I was able to move through the early game content on my own with very little hassle. We were grouped up early on and able to conduct a few missions as a three-person squad but it never felt like we were up against anything we couldn’t tackle on our own. This stopped being the case once we moved over to the end game content. Dealing with heavily armoured Black Tusk paramilitary troops, with their bomb droids and robot dogs, is a task not to be taken lightly. We had to stick together, co-ordinate our cooldowns and focus fire if we wanted to survive. We went from barely having to speak in the early game to giving constant situational updates. Mistakes were costly, but preventable. Purple and Gold enemy tiers posed a significant threat and would take multiple clips to drop, their armour sloughing off in pieces once it absorbed a truly hilarious amount of incoming DPS.

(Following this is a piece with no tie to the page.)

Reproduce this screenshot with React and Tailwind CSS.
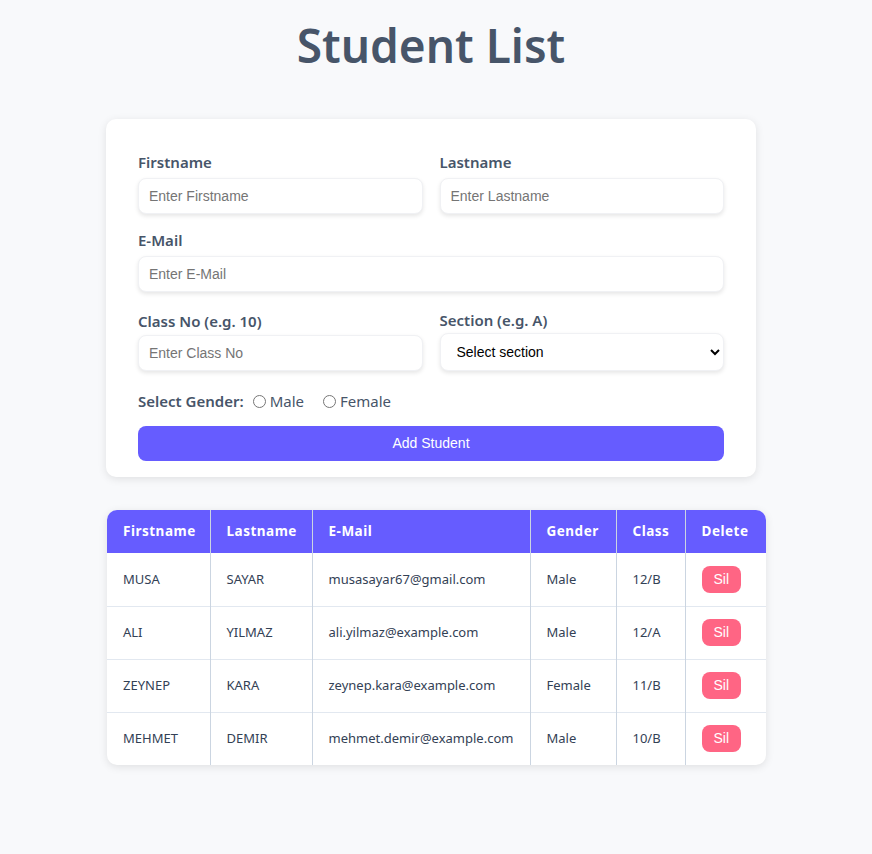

Most looter shooters rely on tactics and cover for optimised play and The Division 2 is no different. However, the way it leans into its militaristic setting makes these elements feel more grounded. Unlike the frenetic pace of titles like Destiny 2 or Warframe, Ubi feel content to set a more sedate pace. Through this, your interactions with violent gang members take on a different vibe beyond simple mob cleanup. There’s a feeling of tactical efficiency that isn’t present in other games of this kind. The slower pace also lends itself to both ends of the player specturm — the hardcore can be as ruthless and organised as they please, while casual players can pop in for a couple of hours in the evening after work and feel like they’ve gotten something out of it. Tough line to walk, but it’s there.
The downside of this approach is that if you’re the sort of person for whom exciting traversal is important — like Destiny 2‘s Sparrows or the highly mobile Javelin suits of Anthem — then The Division 2 might leave you a bit frustrated. This is the post-apocalypse after all — there’s no working vehicles to speak of and even if there were, the streets would still be too jammed with dead cars to drive on. Walking is the only way to get around the ruins of DC, though I wouldn’t say no to a push bike. Fast travel is available, but it keeps you from encountering mobs and picking up some fresh loot on the way. Something to keep in mind if you prefer a faster pace. I can imagine curious Warframe players might feel like their character is knee-deep in molasses.
What my three hour session with The Division 2 showed me was a game that is very invested in getting you to stick around. Community is everything to a game like this and its great to see the teams involved looking to their community for their cues on things to tackle. With Anthem right around the corner and no small amount of existing competition, it will be interesting to see how The Division 2 fares when it arrives in March. You can try it for yourself when the Private Beta kicks off on Feb 7.
The Division 2 launches March 15, 2019 on PlayStation 4, Xbox One and Windows PC. The author attended this preview as a guest of Ubisoft Australia.